The Irish government rightly sees No Deal as a threat. The Taoiseach, Prime Minister Leo Varadkar has said as much and concludes this will trigger new pressures for a United Ireland. Simon Coveney, the Tánaiste, deputy Prime Minister, has said that the British Government’s BREXIT tactics are putting the UK on “a collision course” with Ireland and the EU. In reaction to Johnson’ do-or-die sloganizing, on a recent BBC World Service Hardtalk, Neale Richmond, chair of the Irish Senate’s BREXIT Committee, repeatedly called for Britain to “meet the responsibilities they have as a departing member” of the EU: in other words to honour international commitments and the agreement on a backstop, pay their bills, and avoid disruption. Instead Ireland has the future economic damage, forced upon it by the UK government, used as leverage in negotiations.
The Good Friday agreement was achieved not just by subtle negotiation and mediation between nationalists and unionists in Northern Ireland but by a spirit of co-operation between the UK and the Republic of Ireland. The British government is now in the process of undermining this co-operation, and with it the future of our closest neighbour. Such tactics are entirely in keeping with Johnson’s politics of division which he has learnt from Trump: expand the definition of them, shrink the definition of us. Shrink the idea of us enough and the United Kingdom is no more.

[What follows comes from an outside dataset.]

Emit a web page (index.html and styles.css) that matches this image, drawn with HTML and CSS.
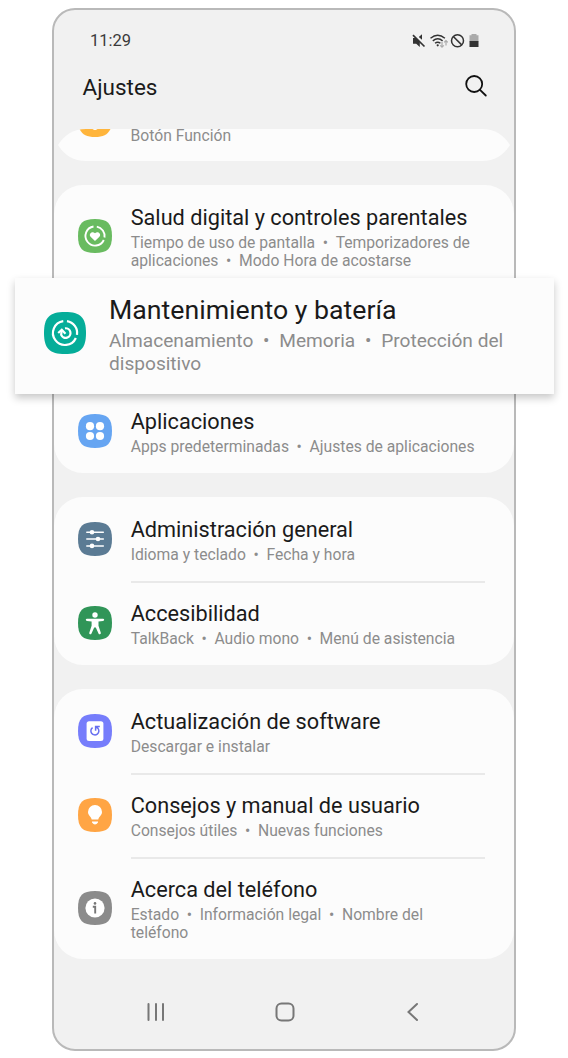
FILE: index.html
```html
<!DOCTYPE html>
<html lang="es">
<head>
<meta charset="utf-8">
<title>Ajustes</title>
<link rel="stylesheet" href="styles.css">
</head>
<body>
<main class="stage">
<div class="phone">
  <div class="status">
    <span class="clock">11:29</span>
    <svg class="status-icons" width="70" height="16" viewBox="0 0 70 16">
      <path fill="#333" d="M2 5h3.200l3.600 3.500V14L5.200 10.800H2zM11 1.300v5.400L7.800 4z"/>
      <path stroke="#333" stroke-width="1.700" d="M2 2.200l11.500 11.300"/>
      <g fill="none" stroke="#333" stroke-width="1.400"><path d="M19.500 5.300q7.200-6.200 14.400 0M21.800 7.900q5-4.200 9.800 0M24 10.300q2.700-2 5.400 0"/></g>
      <circle cx="26.700" cy="12.300" r="1.100" fill="#333"/>
      <path fill="none" stroke="#aaa" stroke-width="1.200" d="M31 9v5M29.200 12.300l1.800 1.900 1.800-1.900M35 12.500V7.500M33.200 9.400L35 7.500l1.800 1.900"/>
      <circle cx="46.500" cy="7.700" r="6" fill="none" stroke="#333" stroke-width="1.500"/>
      <path stroke="#333" stroke-width="1.500" d="M42.300 3.500l8.400 8.400"/>
      <path fill="#aaa" d="M60.500 1h5v1.300h2V8.500h-9V2.300h2z"/>
      <path fill="#333" d="M58.500 8h9v6h-9z"/>
    </svg>
  </div>
  <header class="appbar">
    <h1 class="page-title">Ajustes</h1>
    <svg class="search" width="24" height="24" viewBox="0 0 24 24" fill="none" stroke="#111" stroke-width="1.800" stroke-linecap="round"><circle cx="10.200" cy="10" r="8"/><path d="M16 15.800l5.800 5.700"/></svg>
  </header>
  <section class="card card-cut">
    <svg class="cut-icon" width="34" height="9" viewBox="0 0 34 9"><path fill="#ffb53c" d="M1.500 0H32.500C29.500 6 25 8 17 8S4.500 6 1.500 0z"/><path fill="#fff" d="M14.500 0h5q-2.500 1.800-5 0z"/></svg>
    <p class="sub">Botón Función</p>
  </section>
  <section class="card">
    <div class="row tall">
      <svg class="icon" viewBox="0 0 34 34"><path fill="#69bb60" d="M17 0C29.500 0 34 4.500 34 17S29.500 34 17 34 0 29.500 0 17 4.500 0 17 0z"/>
        <g fill="none" stroke="#fff" stroke-width="1.900"><path d="M15.500 7.500A9.600 9.600 0 1 0 25.800 21"/><path d="M18.800 7.600A9.600 9.600 0 0 1 26.500 18.500"/></g>
        <path fill="#fff" d="M17 22l-4.400-4.200c-2.500-3 1.700-6.400 4.400-3.500 2.700-2.900 6.900.5 4.400 3.500z"/></svg>
      <div class="text"><h2 class="title">Salud digital y controles parentales</h2><p class="sub">Tiempo de uso de pantalla<i class="dot">•</i>Temporizadores de<br>aplicaciones<i class="dot">•</i>Modo Hora de acostarse</p></div>
    </div>
    <div class="row tall"></div>
    <div class="row">
      <svg class="icon" viewBox="0 0 34 34"><path fill="#66a5f2" d="M17 0C29.500 0 34 4.500 34 17S29.500 34 17 34 0 29.500 0 17 4.500 0 17 0z"/><g fill="#fff"><circle cx="12" cy="12.200" r="4.100"/><circle cx="22" cy="12.200" r="4.100"/><circle cx="12" cy="22" r="4.100"/><circle cx="22" cy="22" r="4.100"/></g></svg>
      <div class="text"><h2 class="title">Aplicaciones</h2><p class="sub">Apps predeterminadas<i class="dot">•</i>Ajustes de aplicaciones</p></div>
    </div>
  </section>
  <section class="card">
    <div class="row">
      <svg class="icon" viewBox="0 0 34 34"><path fill="#5b7b94" d="M17 0C29.500 0 34 4.500 34 17S29.500 34 17 34 0 29.500 0 17 4.500 0 17 0z"/><path stroke="#fff" stroke-width="1.500" stroke-linecap="round" d="M8.800 10.200h16.500M8.800 17h16.500M8.800 23.900h16.500"/><g fill="#fff"><circle cx="14" cy="10.200" r="2.300"/><circle cx="20" cy="17" r="2.300"/><circle cx="14" cy="23.900" r="2.300"/></g></svg>
      <div class="text"><h2 class="title">Administración general</h2><p class="sub">Idioma y teclado<i class="dot">•</i>Fecha y hora</p></div>
    </div>
    <div class="row lined">
      <svg class="icon" viewBox="0 0 34 34"><path fill="#309558" d="M17 0C29.500 0 34 4.500 34 17S29.500 34 17 34 0 29.500 0 17 4.500 0 17 0z"/><circle cx="17" cy="9" r="2.700" fill="#fff"/><path fill="#fff" d="M9 12.800h16q1.200 0 1.200 1T25 14.900l-4.500.6v4.300l2.300 7q.3 1.200-.9 1.500-1 .2-1.400-.9L17.800 21.500h-1.600l-2.700 5.900q-.5 1.100-1.500.8-1-.4-.7-1.500l2.300-6.900v-4.300L9 14.900q-1.200-.1-1.200-1.100T9 12.800z"/></svg>
      <div class="text"><h2 class="title">Accesibilidad</h2><p class="sub">TalkBack<i class="dot">•</i>Audio mono<i class="dot">•</i>Menú de asistencia</p></div>
    </div>
  </section>
  <section class="card">
    <div class="row">
      <svg class="icon" viewBox="0 0 34 34"><path fill="#767dfb" d="M17 0C29.500 0 34 4.500 34 17S29.500 34 17 34 0 29.500 0 17 4.500 0 17 0z"/><rect x="8.600" y="7.300" width="16.800" height="19.600" rx="2.500" fill="#fff"/><path fill="none" stroke="#6870f0" stroke-width="1.500" d="M14.600 13.600A4 4 0 1 0 20 14.400L18 12.800M21.800 12.600H17.600V16.800"/></svg>
      <div class="text"><h2 class="title">Actualización de software</h2><p class="sub">Descargar e instalar</p></div>
    </div>
    <div class="row lined">
      <svg class="icon" viewBox="0 0 34 34"><path fill="#ffa544" d="M17 0C29.500 0 34 4.500 34 17S29.500 34 17 34 0 29.500 0 17 4.500 0 17 0z"/><path fill="#fff" d="M17 7a6.900 6.900 0 0 1 7 6.900c0 3.300-3.200 4.500-3.700 7.600h-6.600C13.200 18.400 10 17.200 10 13.900A6.900 6.900 0 0 1 17 7zM14 23.600h6v.8q-3 4.200-6 0z"/></svg>
      <div class="text"><h2 class="title">Consejos y manual de usuario</h2><p class="sub">Consejos útiles<i class="dot">•</i>Nuevas funciones</p></div>
    </div>
    <div class="row tall lined">
      <svg class="icon" viewBox="0 0 34 34"><path fill="#8b8b8b" d="M17 0C29.500 0 34 4.500 34 17S29.500 34 17 34 0 29.500 0 17 4.500 0 17 0z"/><circle cx="17" cy="17" r="9.600" fill="#fff"/><circle cx="17" cy="12.400" r="1.300" fill="#777"/><path fill="none" stroke="#777" stroke-width="1.900" d="M14.800 15.800h2.400v6.600"/></svg>
      <div class="text"><h2 class="title">Acerca del teléfono</h2><p class="sub">Estado<i class="dot">•</i>Información legal<i class="dot">•</i>Nombre del<br>teléfono</p></div>
    </div>
  </section>
  <nav class="nav">
    <svg width="20" height="20" viewBox="0 0 20 20" stroke="#777" stroke-width="2" stroke-linecap="round"><path d="M2.500 2v16M10 2v16M17 2v16"/></svg>
    <svg width="20" height="20" viewBox="0 0 20 20" fill="none" stroke="#777" stroke-width="2"><rect x="1.500" y="1.500" width="17" height="17" rx="5"/></svg>
    <svg width="20" height="20" viewBox="0 0 20 20" fill="none" stroke="#777" stroke-width="2" stroke-linecap="round"><path d="M14 2L5.500 10l8.500 8"/></svg>
  </nav>
</div>
<section class="callout">
  <svg class="icon" viewBox="0 0 34 34"><path fill="#05ad99" d="M17 0C29.500 0 34 4.500 34 17S29.500 34 17 34 0 29.500 0 17 4.500 0 17 0z"/>
    <g fill="none" stroke="#fff" stroke-width="1.800"><path d="M15.600 7.400A9.700 9.700 0 1 0 25.800 21"/><path d="M18.600 7.400A9.700 9.700 0 0 1 26.700 18.500"/><path d="M17 13.200A3.900 3.900 0 1 1 13.900 18.500L14.300 15"/><path d="M11.500 17L14.400 14.400 17.400 17.600"/></g></svg>
  <div class="text"><h2 class="title">Mantenimiento y batería</h2><p class="sub">Almacenamiento<i class="dot">•</i>Memoria<i class="dot">•</i>Protección del<br>dispositivo</p></div>
</section>
</main>
</body>
</html>
```
FILE: styles.css
```css
* { box-sizing: border-box; }
body { margin: 0; background: #fff; font-family: Roboto, "Liberation Sans", sans-serif; }
h1, h2, p { margin: 0; font-weight: 400; }
svg { display: block; flex: none; }
.stage { position: relative; width: 568px; height: 1058px; padding: 8px 52px; overflow: hidden; }
.phone { width: 464px; height: 1043px; border: 2px solid #b9b9b9; border-radius: 23px; background: #f1f1f1; display: flex; flex-direction: column; overflow: hidden; }
.status { height: 46px; flex: none; padding: 15px 33px 0 36px; display: flex; justify-content: space-between; align-items: center; }
.clock { font-size: 16.500px; line-height: 21px; color: #3a3a3a; }
.appbar { height: 73px; flex: none; padding: 18px 26px 0 28.500px; display: flex; justify-content: space-between; align-items: flex-start; }
.page-title { font-size: 22.500px; line-height: 26px; color: #1a1a1a; }
.card { flex: none; margin-bottom: 24px; border-radius: 29px; background: #fcfcfc; }
.card-cut { height: 32px; margin: 0 4px 24px; padding-left: 20px; display: flex; gap: 18.500px; border-radius: 0; clip-path: path("M0 16Q10 0 28 0H424Q442 0 452 16Q442 32 424 32H28Q10 32 0 16z"); }
.card-cut .sub { margin-top: -2px; }
.row { position: relative; height: 84px; padding-left: 23.500px; display: flex; align-items: center; gap: 19.200px; }
.row.tall { height: 102px; }
.lined::before { content: ""; position: absolute; top: 0; left: 77px; right: 29px; height: 2px; background: #e9e9e9; }
.icon { width: 34px; height: 34px; }
.text { padding-top: 2px; }
.title { font-size: 21.700px; line-height: 27px; color: #1a1a1a; white-space: nowrap; }
.sub { font-size: 15.700px; line-height: 18px; color: #8c8c8c; white-space: nowrap; }
.text .sub { margin-top: 3px; }
.dot { display: inline-block; width: 20.500px; text-align: center; font-style: normal; line-height: 1; }
.nav { flex: none; margin-top: 19px; padding: 0 91px 0 92px; display: flex; justify-content: space-between; }
.callout { position: absolute; left: 15px; top: 278px; width: 539px; height: 116px; padding: 15px 0 0 29px; display: flex; gap: 23px; background: #fcfcfc; box-shadow: 0 4px 8px rgba(0, 0, 0, .22); }
.callout .icon { width: 42px; height: 42px; margin-top: 19px; }
.callout .text { padding-top: 0; }
.callout .title { font-size: 26.700px; line-height: 34px; }
.callout .sub { font-size: 19.100px; line-height: 22.500px; margin-top: 3px; }
.callout .dot { width: 26px; }
```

We are accustomed in the UK to dealing with politicians who are ineffective, mistaken or lacking in judgement, but not with the clever and power-hungry who, without real convictions, will say anything that is convenient. We find our own judgement rendered uncertain by their false claims to patriotism and their lies. It’s called gaslighting. It’s calculated. So who is going to stop Alexander Boris De Pfeffel Johnson - and his side-kick Dominic Cummings? The Taoseach will need “St. Patrick’s Breastplate”. And we, the British, need to say mea culpa again.